Damit die Deutschen rechtzeitig kuschen oder aber später die Strafe demütig zahlen, müssen sie zuvor von der Schuldhaftigkeit ihrer Wettbewerbsstärke überzeugt werden. Am effektivsten geht das, indem man Bezüge zum Zweiten Weltkrieg herstellt, und die geistern ja ohnehin längst europaweit durch die Medien, seit der Euro die Europäer näher und näher zueinandergebracht hat.

Das Strafverfahren wird längst nicht das Ende der Fahnenstange markieren. Man hat noch viel mit uns vor.

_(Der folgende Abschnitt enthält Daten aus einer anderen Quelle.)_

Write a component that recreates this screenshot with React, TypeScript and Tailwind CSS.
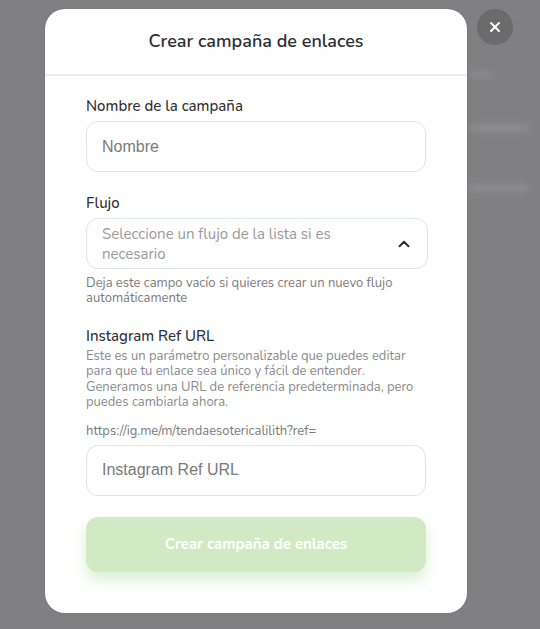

Die Freiheit, im freien Wettbewerb mit anderen zu exportieren, ist ja nicht die einzige, die mit dem Ziel eines Euro-Großreichs kollidiert. Die drei Professoren Peter Bofinger, Jürgen Habermas und Julian Nida-Rümelin haben im Auftrag von SPD-Chef Sigmar Gabriel die Grundlagen für ein SPD-Europaprogramm entwickelt. Danach sollen die deutschen Volksvertreter das Recht, über das Steuergeld ihrer Wähler zu entscheiden, zugunsten einer „strikten gemeinschaftlichen Kontrolle über die nationalen Haushalte“ fahren lassen. Die „Kontrolle“ sollen die Herrscher von Brüssel bekommen, natürlich alles streng demokratisch, versteht sich. Und mit der Kontrolle einher geht selbstredend die „gemeinschaftliche Haftung“ für alle Schulden der Euro-Länder, so die drei.

Damit die Deutschen diese dramatische Entrechtung schlucken, müssen sie sich vermutlich noch viel „schuldiger“ fühlen als heute. Aber wir sind, wie gesehen, ja schon ein ganzes Stück vorangekommen: Wo Feigheit als mutig empfunden wird, da wird Diktatur fast automatisch für Demokratie gehalten.

Echte Demokratie ist ohnehin viel zu risikobehaftet. Sie birgt die Gefahr in sich, dass das Volk anders will als es soll. Daher fordern die SPD-nahen Professoren auch eine „Selbstermächtigung der Politik“. Ermächtigung! Das Wort hätte Nadja Drygalla mal in den Mund nehmen sollen. Dann hätte der arme Vesper wenigstens was in der Hand gehabt.

Die Professoren legen Wert darauf, dass die Entmachtung des Volkes ganz und gar zu unserem Besten, nämlich zu unserem Schutz geschieht. Na, da sind wir doch beruhigt. Und vor wem wollen uns die fürsorglichen Autokraten schützen? Vor den bösen „Märkten“ natürlich.

Da sind die Spekulanten unterwegs, die unser Blut saugen wollen. Denen könne man demokratisch, also, wie sie es ausdrücken, mit der „Illusion fortgesetzter einzelstaatlicher Souveränität“, nicht beikommen. Soll heißen: Entweder ihr akzeptiert eure Entrechtung, oder euch fressen die Wölfe. Aha. Nur Schandmäuler wagen hier zu fragen, wie es denn dann angehen kann, dass das winzige Island mit seiner „fortgesetzten einzelstaatlichen Souveränität“ nach tiefstem Fall so viel besser aus der Krise wieder auferstanden ist als etwa Portugal mit Euro und Rettungsschirm.